WRITTEN REQUEST ▸
Repeat the data word for word. Do not include the pictures.

Interface markup and scripts ▸
◆ ◆ ◆

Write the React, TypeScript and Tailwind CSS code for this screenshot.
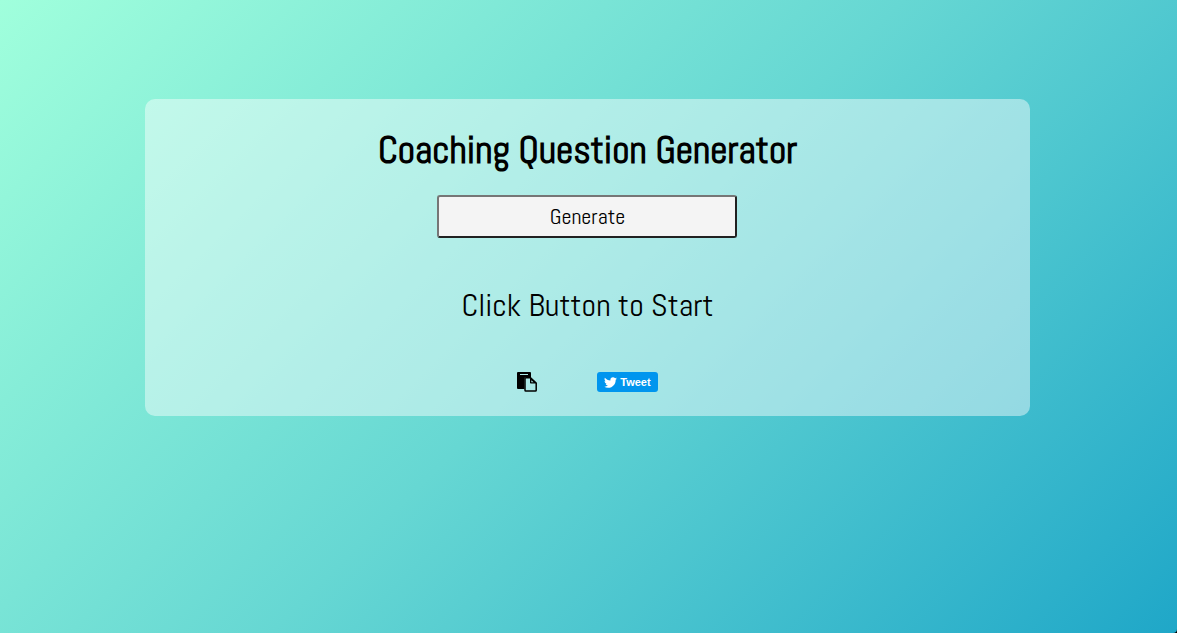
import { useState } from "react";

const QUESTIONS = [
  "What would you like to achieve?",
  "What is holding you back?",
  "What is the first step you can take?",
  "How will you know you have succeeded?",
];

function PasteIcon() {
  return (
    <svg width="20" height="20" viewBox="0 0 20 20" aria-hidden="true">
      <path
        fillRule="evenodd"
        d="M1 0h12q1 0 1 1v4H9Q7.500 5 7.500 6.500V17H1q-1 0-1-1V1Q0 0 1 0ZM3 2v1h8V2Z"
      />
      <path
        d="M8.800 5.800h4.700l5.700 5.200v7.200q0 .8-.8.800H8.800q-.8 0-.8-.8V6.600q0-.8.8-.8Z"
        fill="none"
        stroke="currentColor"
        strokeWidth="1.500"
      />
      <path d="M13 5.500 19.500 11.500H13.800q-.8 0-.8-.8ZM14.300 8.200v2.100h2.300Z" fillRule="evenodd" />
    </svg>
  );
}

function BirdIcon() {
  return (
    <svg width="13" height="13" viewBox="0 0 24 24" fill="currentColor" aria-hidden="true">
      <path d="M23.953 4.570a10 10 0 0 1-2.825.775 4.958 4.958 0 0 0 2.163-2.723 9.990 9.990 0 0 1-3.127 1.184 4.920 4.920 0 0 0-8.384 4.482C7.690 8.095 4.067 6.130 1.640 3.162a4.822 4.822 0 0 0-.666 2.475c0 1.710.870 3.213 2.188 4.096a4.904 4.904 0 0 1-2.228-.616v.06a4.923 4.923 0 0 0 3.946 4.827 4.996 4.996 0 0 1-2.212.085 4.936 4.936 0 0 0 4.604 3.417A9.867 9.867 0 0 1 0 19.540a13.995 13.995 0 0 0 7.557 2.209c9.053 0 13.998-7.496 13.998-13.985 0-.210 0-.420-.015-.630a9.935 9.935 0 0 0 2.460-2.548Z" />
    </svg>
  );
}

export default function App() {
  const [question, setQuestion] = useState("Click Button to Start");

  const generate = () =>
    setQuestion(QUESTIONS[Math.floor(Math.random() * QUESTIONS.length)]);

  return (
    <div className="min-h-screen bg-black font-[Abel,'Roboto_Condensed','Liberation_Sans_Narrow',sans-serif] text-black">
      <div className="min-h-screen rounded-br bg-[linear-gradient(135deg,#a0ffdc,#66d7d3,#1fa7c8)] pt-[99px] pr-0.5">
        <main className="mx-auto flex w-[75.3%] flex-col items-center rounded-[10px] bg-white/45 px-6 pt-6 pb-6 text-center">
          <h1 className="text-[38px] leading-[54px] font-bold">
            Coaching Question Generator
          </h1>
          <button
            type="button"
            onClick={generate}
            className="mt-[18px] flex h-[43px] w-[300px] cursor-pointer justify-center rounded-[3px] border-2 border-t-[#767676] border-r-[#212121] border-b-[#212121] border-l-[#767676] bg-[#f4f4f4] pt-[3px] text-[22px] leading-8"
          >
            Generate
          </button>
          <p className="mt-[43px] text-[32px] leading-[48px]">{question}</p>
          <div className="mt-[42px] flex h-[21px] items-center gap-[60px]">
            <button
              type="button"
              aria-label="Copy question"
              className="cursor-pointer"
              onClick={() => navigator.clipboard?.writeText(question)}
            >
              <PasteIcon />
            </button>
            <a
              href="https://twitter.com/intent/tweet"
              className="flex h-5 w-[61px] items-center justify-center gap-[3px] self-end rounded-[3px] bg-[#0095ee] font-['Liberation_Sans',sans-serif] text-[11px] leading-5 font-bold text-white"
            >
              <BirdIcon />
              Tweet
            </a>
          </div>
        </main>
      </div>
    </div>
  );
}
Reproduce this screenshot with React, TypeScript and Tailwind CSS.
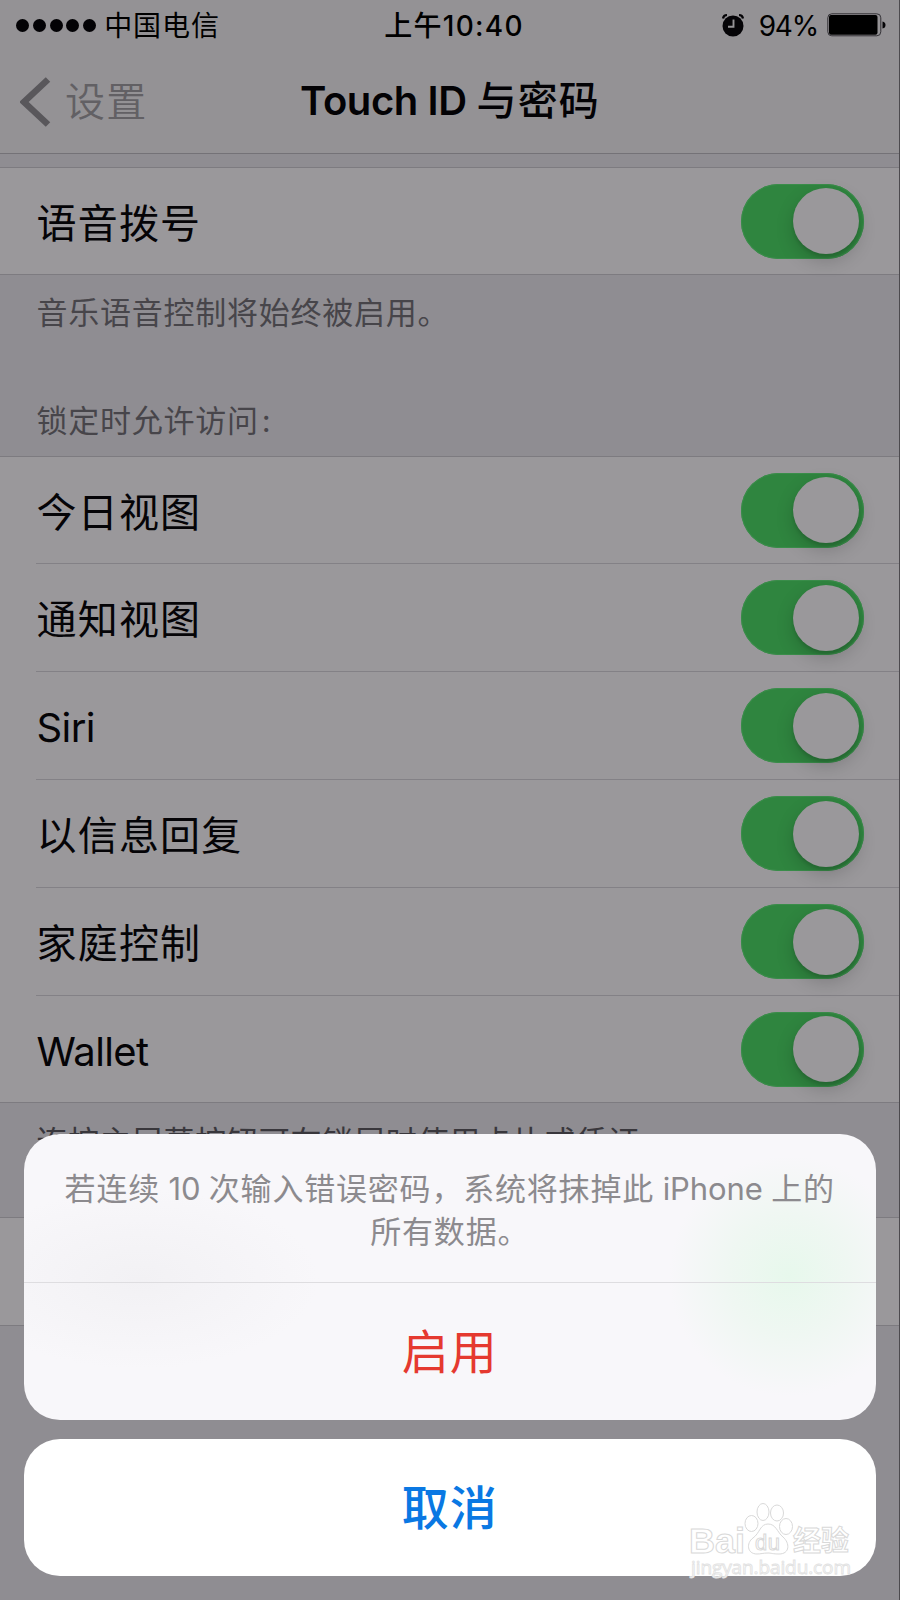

◆ ◆ ◆

OUTPUT FOR THIS TASK ▸
Write the React, TypeScript and Tailwind CSS code for this screenshot.
import { useState } from "react";

const QUESTIONS = [
  "What would you like to achieve?",
  "What is holding you back?",
  "What is the first step you can take?",
  "How will you know you have succeeded?",
];

function PasteIcon() {
  return (
    <svg width="20" height="20" viewBox="0 0 20 20" aria-hidden="true">
      <path
        fillRule="evenodd"
        d="M1 0h12q1 0 1 1v4H9Q7.500 5 7.500 6.500V17H1q-1 0-1-1V1Q0 0 1 0ZM3 2v1h8V2Z"
      />
      <path
        d="M8.800 5.800h4.700l5.700 5.200v7.200q0 .8-.8.800H8.800q-.8 0-.8-.8V6.600q0-.8.8-.8Z"
        fill="none"
        stroke="currentColor"
        strokeWidth="1.500"
      />
      <path d="M13 5.500 19.500 11.500H13.800q-.8 0-.8-.8ZM14.300 8.200v2.100h2.300Z" fillRule="evenodd" />
    </svg>
  );
}

function BirdIcon() {
  return (
    <svg width="13" height="13" viewBox="0 0 24 24" fill="currentColor" aria-hidden="true">
      <path d="M23.953 4.570a10 10 0 0 1-2.825.775 4.958 4.958 0 0 0 2.163-2.723 9.990 9.990 0 0 1-3.127 1.184 4.920 4.920 0 0 0-8.384 4.482C7.690 8.095 4.067 6.130 1.640 3.162a4.822 4.822 0 0 0-.666 2.475c0 1.710.870 3.213 2.188 4.096a4.904 4.904 0 0 1-2.228-.616v.06a4.923 4.923 0 0 0 3.946 4.827 4.996 4.996 0 0 1-2.212.085 4.936 4.936 0 0 0 4.604 3.417A9.867 9.867 0 0 1 0 19.540a13.995 13.995 0 0 0 7.557 2.209c9.053 0 13.998-7.496 13.998-13.985 0-.210 0-.420-.015-.630a9.935 9.935 0 0 0 2.460-2.548Z" />
    </svg>
  );
}

export default function App() {
  const [question, setQuestion] = useState("Click Button to Start");

  const generate = () =>
    setQuestion(QUESTIONS[Math.floor(Math.random() * QUESTIONS.length)]);

  return (
    <div className="min-h-screen bg-black font-[Abel,'Roboto_Condensed','Liberation_Sans_Narrow',sans-serif] text-black">
      <div className="min-h-screen rounded-br bg-[linear-gradient(135deg,#a0ffdc,#66d7d3,#1fa7c8)] pt-[99px] pr-0.5">
        <main className="mx-auto flex w-[75.3%] flex-col items-center rounded-[10px] bg-white/45 px-6 pt-6 pb-6 text-center">
          <h1 className="text-[38px] leading-[54px] font-bold">
            Coaching Question Generator
          </h1>
          <button
            type="button"
            onClick={generate}
            className="mt-[18px] flex h-[43px] w-[300px] cursor-pointer justify-center rounded-[3px] border-2 border-t-[#767676] border-r-[#212121] border-b-[#212121] border-l-[#767676] bg-[#f4f4f4] pt-[3px] text-[22px] leading-8"
          >
            Generate
          </button>
          <p className="mt-[43px] text-[32px] leading-[48px]">{question}</p>
          <div className="mt-[42px] flex h-[21px] items-center gap-[60px]">
            <button
              type="button"
              aria-label="Copy question"
              className="cursor-pointer"
              onClick={() => navigator.clipboard?.writeText(question)}
            >
              <PasteIcon />
            </button>
            <a
              href="https://twitter.com/intent/tweet"
              className="flex h-5 w-[61px] items-center justify-center gap-[3px] self-end rounded-[3px] bg-[#0095ee] font-['Liberation_Sans',sans-serif] text-[11px] leading-5 font-bold text-white"
            >
              <BirdIcon />
              Tweet
            </a>
          </div>
        </main>
      </div>
    </div>
  );
}
Reproduce this screenshot with React, TypeScript and Tailwind CSS.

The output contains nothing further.